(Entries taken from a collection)

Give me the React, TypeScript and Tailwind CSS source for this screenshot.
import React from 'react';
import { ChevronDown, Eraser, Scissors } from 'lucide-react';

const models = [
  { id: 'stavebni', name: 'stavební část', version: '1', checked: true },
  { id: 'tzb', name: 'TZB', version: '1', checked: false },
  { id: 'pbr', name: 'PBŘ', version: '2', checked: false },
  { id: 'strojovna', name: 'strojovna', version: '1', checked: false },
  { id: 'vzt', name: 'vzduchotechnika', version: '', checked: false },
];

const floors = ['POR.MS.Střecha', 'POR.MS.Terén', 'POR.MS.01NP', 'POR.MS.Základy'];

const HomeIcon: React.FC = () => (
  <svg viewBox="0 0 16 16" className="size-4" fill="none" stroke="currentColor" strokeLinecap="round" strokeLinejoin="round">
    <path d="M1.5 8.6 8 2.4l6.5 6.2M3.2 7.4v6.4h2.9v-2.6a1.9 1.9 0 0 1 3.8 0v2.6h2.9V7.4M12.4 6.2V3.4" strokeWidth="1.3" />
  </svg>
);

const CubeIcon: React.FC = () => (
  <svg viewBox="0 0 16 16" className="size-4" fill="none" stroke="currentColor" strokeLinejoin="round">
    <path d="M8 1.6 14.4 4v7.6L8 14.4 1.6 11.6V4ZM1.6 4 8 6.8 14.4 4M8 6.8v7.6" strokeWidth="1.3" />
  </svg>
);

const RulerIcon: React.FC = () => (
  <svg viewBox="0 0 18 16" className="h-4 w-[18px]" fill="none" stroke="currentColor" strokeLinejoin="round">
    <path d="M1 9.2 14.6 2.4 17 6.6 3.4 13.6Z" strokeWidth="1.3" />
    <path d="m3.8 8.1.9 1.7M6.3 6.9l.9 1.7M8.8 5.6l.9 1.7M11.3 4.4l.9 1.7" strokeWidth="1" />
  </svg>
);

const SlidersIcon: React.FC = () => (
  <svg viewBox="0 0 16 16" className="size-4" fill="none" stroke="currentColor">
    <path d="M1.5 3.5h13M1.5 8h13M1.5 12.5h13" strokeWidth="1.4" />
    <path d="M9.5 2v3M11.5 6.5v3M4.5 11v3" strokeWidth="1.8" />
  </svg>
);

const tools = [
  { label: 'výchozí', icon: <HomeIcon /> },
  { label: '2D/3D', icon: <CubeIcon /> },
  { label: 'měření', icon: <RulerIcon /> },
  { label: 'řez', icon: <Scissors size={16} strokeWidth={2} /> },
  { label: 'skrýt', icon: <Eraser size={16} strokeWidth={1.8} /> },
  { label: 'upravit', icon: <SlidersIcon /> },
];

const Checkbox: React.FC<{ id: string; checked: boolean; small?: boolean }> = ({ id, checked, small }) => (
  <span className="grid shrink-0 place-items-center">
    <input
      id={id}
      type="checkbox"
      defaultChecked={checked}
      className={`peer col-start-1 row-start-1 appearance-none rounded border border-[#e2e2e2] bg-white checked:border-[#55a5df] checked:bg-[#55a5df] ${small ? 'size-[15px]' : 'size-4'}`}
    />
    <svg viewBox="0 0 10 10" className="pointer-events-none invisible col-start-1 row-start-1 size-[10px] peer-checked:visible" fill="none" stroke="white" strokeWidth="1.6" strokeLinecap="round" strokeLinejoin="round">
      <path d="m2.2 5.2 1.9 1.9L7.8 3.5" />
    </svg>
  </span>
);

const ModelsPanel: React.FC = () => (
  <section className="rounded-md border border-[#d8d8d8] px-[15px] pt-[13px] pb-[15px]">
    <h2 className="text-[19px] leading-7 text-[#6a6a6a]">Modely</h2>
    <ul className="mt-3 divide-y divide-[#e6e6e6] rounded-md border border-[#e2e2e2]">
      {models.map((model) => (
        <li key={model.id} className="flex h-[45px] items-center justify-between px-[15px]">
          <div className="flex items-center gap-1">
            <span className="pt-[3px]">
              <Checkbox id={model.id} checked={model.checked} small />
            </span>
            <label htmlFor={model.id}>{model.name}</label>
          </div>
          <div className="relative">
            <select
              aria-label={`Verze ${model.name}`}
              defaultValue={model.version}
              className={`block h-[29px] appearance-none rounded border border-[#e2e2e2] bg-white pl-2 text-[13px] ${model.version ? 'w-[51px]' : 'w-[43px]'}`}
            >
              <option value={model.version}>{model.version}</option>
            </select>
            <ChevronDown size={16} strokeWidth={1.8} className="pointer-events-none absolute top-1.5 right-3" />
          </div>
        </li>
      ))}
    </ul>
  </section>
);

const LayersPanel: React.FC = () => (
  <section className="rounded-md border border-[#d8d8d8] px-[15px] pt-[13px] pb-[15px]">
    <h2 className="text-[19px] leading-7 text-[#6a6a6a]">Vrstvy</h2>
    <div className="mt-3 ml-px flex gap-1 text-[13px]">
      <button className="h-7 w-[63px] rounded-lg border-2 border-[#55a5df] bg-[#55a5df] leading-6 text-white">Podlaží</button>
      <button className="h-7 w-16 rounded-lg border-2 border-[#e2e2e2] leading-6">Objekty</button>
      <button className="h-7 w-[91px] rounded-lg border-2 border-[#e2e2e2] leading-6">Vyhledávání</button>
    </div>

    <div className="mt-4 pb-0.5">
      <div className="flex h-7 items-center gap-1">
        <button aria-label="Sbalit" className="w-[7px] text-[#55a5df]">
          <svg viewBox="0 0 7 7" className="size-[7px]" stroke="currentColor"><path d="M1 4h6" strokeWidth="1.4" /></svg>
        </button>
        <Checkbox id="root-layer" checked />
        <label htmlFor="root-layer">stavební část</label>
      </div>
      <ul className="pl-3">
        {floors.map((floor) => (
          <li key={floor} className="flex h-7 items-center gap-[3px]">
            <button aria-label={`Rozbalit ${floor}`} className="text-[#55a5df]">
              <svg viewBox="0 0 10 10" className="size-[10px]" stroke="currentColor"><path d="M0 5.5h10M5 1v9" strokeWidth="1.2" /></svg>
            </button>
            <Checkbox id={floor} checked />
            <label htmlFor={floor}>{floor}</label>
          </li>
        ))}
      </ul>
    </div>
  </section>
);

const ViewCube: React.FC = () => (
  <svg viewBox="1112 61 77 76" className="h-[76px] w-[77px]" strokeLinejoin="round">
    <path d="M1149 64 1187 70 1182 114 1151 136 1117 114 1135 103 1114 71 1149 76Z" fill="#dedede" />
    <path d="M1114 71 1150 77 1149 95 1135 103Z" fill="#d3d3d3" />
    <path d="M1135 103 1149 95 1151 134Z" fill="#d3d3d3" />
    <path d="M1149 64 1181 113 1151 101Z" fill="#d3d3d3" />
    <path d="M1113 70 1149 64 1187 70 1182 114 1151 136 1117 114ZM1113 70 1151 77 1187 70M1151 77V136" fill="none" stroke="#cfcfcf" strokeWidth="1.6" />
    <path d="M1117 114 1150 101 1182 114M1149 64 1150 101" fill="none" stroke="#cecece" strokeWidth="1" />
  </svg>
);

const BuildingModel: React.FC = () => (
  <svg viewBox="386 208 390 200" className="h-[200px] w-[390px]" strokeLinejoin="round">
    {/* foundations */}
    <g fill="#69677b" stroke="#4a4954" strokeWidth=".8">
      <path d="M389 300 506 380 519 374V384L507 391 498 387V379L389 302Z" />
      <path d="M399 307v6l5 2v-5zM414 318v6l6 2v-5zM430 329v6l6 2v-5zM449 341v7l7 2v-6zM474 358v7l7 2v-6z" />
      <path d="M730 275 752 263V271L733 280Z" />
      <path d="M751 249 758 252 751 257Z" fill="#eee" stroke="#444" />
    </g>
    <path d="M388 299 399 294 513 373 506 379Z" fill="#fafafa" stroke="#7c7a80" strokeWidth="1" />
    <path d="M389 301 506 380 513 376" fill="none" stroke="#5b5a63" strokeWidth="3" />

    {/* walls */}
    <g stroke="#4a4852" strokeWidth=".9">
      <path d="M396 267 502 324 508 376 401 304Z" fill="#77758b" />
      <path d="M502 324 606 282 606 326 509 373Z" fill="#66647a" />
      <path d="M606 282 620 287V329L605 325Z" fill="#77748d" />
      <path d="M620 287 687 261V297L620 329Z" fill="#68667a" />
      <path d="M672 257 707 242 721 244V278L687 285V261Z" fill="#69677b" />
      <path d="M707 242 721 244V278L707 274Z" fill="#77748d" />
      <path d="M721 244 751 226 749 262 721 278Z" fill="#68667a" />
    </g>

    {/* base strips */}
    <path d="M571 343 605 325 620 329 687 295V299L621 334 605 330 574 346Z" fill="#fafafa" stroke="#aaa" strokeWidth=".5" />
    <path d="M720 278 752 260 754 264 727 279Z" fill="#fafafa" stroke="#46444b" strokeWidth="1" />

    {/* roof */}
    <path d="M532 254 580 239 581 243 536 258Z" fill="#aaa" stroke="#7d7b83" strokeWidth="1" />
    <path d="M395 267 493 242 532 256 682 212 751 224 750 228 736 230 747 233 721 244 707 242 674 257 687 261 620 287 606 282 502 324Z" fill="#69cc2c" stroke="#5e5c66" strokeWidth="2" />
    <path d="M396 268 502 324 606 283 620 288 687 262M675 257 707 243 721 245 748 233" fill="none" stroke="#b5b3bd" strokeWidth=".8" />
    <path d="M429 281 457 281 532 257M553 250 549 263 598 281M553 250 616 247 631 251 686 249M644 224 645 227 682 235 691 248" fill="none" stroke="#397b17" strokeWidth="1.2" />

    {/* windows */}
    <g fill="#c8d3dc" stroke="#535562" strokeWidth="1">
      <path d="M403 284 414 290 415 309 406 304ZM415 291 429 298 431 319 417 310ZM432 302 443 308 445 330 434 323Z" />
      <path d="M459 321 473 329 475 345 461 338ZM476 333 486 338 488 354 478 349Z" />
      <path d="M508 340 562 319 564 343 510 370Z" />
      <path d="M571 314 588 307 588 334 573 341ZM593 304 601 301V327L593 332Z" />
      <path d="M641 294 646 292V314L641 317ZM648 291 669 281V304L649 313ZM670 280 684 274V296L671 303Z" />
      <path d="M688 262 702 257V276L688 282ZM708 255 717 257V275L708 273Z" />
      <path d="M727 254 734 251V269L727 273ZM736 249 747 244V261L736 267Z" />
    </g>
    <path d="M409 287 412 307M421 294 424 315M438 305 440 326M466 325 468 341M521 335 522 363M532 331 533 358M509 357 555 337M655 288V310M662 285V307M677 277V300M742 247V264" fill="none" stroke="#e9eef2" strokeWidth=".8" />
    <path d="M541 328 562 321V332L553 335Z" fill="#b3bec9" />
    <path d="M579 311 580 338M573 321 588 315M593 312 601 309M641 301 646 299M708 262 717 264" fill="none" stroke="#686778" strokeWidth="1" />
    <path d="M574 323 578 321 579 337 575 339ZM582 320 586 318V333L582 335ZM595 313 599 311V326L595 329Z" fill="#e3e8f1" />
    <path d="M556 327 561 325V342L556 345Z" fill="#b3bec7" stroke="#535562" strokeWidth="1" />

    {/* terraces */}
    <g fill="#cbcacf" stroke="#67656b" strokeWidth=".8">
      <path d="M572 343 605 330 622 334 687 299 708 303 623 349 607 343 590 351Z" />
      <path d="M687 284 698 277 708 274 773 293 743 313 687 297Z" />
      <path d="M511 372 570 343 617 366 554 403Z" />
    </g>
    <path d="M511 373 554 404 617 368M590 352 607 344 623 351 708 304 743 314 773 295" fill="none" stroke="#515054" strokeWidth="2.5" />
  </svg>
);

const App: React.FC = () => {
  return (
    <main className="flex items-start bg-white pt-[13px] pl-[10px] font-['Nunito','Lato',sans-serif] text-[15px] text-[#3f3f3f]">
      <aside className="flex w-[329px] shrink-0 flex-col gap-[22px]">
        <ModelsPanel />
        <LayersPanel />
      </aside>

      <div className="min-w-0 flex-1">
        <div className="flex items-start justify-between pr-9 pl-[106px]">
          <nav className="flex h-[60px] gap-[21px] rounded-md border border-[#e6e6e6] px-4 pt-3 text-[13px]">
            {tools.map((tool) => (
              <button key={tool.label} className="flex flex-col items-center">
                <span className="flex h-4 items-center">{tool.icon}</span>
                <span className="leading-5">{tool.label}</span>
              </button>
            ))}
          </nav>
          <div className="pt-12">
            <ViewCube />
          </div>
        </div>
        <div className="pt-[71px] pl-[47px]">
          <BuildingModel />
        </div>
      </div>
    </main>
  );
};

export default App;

--

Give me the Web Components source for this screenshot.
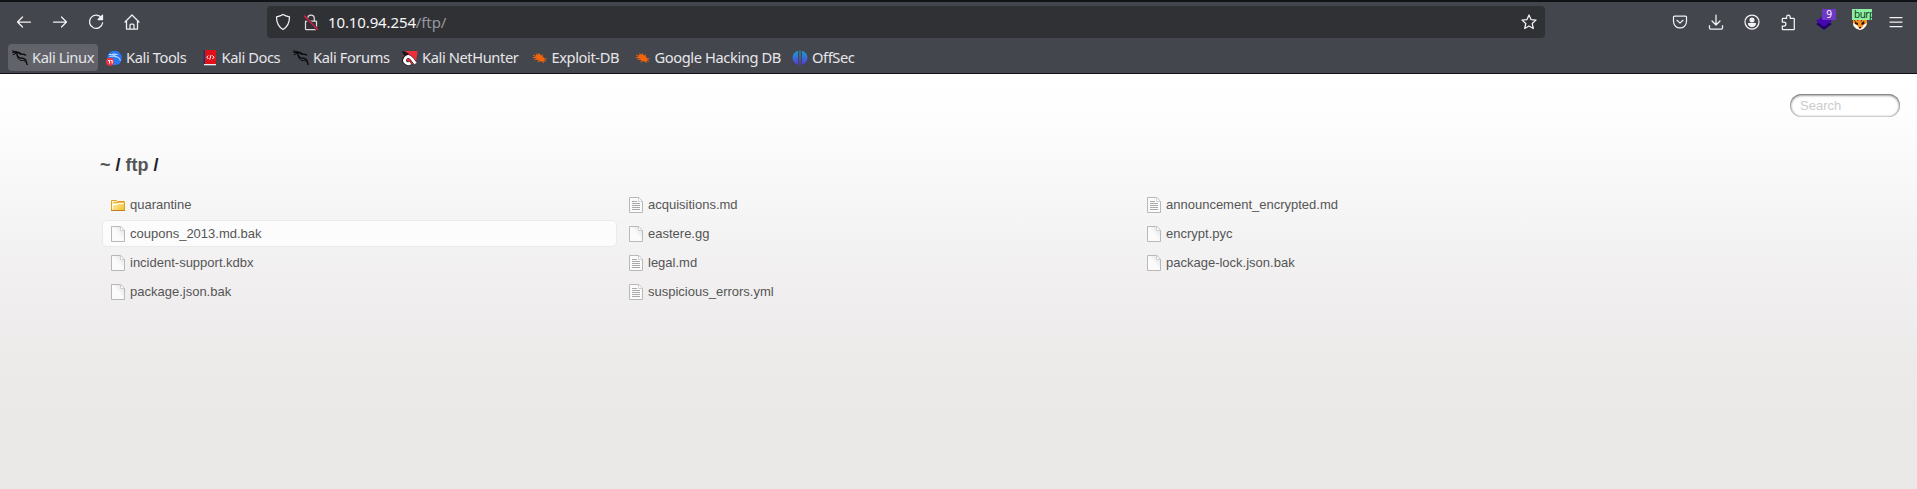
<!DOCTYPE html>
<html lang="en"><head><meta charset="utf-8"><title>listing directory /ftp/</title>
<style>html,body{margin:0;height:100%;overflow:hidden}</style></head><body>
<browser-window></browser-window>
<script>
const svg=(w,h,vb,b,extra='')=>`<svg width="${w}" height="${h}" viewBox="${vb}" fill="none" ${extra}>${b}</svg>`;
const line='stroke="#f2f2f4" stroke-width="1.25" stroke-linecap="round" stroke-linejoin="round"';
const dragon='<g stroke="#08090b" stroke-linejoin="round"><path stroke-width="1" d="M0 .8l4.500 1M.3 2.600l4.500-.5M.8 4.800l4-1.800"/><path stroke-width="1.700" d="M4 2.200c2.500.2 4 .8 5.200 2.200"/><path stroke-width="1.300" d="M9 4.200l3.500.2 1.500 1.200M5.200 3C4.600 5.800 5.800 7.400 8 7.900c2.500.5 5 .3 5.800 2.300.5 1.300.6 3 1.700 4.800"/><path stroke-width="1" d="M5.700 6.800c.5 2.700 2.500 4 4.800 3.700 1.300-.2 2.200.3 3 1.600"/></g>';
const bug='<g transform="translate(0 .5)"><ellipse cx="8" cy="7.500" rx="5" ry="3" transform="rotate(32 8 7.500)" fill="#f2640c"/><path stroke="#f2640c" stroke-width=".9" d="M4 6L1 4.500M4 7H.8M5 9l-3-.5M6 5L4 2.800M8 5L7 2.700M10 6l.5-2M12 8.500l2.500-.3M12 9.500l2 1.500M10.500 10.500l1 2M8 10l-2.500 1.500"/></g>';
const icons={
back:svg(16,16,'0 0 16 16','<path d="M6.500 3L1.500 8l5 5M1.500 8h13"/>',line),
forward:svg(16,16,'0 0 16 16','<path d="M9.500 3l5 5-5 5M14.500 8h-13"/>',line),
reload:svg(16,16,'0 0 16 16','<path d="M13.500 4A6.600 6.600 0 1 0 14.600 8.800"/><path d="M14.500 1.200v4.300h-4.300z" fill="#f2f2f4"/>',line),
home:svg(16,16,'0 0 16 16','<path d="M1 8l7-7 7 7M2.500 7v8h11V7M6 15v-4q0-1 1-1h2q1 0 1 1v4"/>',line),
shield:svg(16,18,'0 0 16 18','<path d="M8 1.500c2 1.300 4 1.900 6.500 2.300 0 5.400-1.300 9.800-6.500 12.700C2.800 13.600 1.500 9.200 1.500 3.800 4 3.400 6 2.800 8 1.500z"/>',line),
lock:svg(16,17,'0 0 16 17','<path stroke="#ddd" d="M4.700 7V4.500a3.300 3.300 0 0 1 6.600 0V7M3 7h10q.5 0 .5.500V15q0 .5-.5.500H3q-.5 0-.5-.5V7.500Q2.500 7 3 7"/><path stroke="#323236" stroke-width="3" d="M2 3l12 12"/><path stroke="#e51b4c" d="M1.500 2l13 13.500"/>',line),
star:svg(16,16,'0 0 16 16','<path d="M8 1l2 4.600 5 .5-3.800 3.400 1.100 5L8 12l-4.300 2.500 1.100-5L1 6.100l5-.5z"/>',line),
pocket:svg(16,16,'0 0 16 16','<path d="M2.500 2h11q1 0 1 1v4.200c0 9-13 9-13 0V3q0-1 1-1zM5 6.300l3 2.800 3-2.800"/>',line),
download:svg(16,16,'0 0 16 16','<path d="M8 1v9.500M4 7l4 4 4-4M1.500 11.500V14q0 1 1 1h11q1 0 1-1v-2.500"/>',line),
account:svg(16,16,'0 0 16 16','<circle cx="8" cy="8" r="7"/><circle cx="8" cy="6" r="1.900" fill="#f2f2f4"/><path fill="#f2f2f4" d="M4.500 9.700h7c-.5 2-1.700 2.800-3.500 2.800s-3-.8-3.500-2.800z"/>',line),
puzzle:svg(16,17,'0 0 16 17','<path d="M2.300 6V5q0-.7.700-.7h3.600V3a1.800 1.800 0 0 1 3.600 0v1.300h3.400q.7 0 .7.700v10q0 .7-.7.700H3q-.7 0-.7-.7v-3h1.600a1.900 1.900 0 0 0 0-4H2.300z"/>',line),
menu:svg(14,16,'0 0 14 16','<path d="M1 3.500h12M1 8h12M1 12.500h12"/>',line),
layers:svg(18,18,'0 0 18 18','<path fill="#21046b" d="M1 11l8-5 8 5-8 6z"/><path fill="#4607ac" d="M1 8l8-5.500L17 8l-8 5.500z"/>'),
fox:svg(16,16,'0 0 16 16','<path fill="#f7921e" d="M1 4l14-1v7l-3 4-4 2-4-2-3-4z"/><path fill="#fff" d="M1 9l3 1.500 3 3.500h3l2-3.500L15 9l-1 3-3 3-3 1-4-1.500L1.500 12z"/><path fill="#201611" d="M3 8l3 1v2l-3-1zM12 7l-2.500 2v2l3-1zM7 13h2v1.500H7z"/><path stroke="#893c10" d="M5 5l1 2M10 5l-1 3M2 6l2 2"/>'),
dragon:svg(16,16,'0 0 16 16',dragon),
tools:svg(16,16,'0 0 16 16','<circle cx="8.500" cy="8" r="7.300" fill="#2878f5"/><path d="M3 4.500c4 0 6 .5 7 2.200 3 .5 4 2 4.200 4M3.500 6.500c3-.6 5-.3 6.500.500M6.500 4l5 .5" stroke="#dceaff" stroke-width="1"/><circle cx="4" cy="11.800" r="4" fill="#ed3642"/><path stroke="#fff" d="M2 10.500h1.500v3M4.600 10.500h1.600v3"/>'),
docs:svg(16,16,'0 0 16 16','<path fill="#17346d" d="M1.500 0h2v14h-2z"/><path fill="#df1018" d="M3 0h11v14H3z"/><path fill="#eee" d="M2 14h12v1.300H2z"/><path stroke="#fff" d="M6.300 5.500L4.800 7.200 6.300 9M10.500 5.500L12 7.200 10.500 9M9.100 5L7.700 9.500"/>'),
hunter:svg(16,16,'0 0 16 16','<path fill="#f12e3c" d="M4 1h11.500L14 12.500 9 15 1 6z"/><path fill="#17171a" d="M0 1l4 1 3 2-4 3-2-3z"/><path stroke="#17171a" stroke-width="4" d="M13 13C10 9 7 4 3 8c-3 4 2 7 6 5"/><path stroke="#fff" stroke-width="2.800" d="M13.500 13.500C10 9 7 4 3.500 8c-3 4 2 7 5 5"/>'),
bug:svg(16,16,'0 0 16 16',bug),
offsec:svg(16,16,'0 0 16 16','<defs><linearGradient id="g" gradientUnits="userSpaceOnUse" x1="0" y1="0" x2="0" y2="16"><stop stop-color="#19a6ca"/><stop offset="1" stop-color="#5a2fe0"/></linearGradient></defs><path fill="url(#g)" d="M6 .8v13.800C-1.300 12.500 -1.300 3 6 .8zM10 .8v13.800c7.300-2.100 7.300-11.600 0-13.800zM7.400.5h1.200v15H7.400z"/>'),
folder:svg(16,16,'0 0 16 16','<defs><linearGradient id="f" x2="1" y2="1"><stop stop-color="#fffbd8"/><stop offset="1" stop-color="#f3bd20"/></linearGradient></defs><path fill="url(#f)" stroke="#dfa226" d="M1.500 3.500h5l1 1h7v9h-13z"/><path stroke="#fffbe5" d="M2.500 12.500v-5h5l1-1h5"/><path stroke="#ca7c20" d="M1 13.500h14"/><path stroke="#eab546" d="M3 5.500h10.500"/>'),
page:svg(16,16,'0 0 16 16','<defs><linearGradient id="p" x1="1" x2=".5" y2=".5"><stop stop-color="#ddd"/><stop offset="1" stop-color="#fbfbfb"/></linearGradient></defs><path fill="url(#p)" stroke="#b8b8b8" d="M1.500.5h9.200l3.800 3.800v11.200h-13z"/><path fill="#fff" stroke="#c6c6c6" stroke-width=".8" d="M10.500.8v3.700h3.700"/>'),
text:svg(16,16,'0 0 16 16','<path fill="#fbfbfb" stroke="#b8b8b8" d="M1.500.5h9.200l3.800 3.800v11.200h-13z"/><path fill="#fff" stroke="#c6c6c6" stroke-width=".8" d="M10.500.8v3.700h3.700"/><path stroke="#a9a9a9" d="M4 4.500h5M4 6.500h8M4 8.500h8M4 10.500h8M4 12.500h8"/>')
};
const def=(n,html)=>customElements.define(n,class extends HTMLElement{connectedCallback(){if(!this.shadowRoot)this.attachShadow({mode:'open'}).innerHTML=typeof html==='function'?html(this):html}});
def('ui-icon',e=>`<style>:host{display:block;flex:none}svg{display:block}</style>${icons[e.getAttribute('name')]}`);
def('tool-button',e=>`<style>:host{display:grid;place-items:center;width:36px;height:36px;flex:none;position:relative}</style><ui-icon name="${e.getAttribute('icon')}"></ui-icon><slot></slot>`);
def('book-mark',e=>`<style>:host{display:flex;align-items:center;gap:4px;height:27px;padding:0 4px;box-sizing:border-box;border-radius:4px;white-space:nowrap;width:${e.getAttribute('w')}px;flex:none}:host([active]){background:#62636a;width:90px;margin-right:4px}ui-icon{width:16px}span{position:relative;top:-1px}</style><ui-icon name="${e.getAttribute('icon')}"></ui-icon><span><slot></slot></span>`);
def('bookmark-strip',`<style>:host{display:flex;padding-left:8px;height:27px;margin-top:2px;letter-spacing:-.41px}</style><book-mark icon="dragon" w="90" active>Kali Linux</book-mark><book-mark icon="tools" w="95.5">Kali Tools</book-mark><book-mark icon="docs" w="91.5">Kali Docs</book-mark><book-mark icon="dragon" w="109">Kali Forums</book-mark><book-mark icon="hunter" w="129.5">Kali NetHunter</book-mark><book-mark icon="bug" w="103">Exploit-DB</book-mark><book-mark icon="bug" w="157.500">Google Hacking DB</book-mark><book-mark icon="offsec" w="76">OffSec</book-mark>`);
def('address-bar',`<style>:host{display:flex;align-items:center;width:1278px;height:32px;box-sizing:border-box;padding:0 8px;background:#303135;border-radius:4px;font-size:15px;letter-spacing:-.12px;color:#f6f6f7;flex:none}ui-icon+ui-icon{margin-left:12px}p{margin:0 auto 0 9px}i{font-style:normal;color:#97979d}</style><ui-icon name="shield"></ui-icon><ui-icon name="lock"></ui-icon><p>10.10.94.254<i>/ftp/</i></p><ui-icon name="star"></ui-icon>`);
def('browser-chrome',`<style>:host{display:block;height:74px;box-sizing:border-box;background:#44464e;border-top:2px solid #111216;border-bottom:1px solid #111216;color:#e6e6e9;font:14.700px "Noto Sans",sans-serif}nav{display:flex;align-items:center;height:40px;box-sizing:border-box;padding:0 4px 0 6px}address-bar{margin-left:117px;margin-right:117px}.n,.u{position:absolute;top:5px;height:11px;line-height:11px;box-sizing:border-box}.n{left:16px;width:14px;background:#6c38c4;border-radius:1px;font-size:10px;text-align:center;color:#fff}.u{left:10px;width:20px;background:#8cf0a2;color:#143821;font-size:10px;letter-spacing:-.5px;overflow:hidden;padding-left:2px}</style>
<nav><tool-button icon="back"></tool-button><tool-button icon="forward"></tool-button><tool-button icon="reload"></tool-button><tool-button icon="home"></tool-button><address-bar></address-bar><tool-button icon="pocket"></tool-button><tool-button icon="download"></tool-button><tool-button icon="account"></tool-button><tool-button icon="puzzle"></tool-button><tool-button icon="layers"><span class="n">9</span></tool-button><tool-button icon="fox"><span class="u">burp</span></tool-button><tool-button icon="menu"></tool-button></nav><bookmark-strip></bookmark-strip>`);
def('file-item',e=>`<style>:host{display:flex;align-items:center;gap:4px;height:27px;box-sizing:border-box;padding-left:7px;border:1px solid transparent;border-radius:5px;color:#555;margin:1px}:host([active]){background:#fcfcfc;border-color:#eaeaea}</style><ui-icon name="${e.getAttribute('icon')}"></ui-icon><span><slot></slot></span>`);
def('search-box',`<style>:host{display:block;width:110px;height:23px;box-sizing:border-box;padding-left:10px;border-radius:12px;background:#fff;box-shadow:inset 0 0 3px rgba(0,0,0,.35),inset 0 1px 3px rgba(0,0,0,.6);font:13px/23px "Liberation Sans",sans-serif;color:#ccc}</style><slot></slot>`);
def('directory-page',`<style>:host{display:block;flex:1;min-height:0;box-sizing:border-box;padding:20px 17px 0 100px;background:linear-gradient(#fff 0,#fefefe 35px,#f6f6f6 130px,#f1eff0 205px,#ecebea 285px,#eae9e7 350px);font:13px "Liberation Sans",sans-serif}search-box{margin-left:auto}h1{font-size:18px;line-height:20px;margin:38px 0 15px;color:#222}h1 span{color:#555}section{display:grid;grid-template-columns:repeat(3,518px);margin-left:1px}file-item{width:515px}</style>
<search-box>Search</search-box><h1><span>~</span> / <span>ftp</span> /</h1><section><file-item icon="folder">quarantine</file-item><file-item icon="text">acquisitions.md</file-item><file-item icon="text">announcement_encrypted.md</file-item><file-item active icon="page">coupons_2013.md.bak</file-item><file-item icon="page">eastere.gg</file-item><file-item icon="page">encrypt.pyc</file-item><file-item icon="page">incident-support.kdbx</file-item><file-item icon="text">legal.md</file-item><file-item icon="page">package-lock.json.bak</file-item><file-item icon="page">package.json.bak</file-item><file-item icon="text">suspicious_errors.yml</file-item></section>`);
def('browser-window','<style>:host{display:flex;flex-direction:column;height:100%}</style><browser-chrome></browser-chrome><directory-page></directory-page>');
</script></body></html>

What you are asked to do: Locate each line containing the string "Give" and show it.

Task answer:
Give me the React, TypeScript and Tailwind CSS source for this screenshot.
Give me the Web Components source for this screenshot.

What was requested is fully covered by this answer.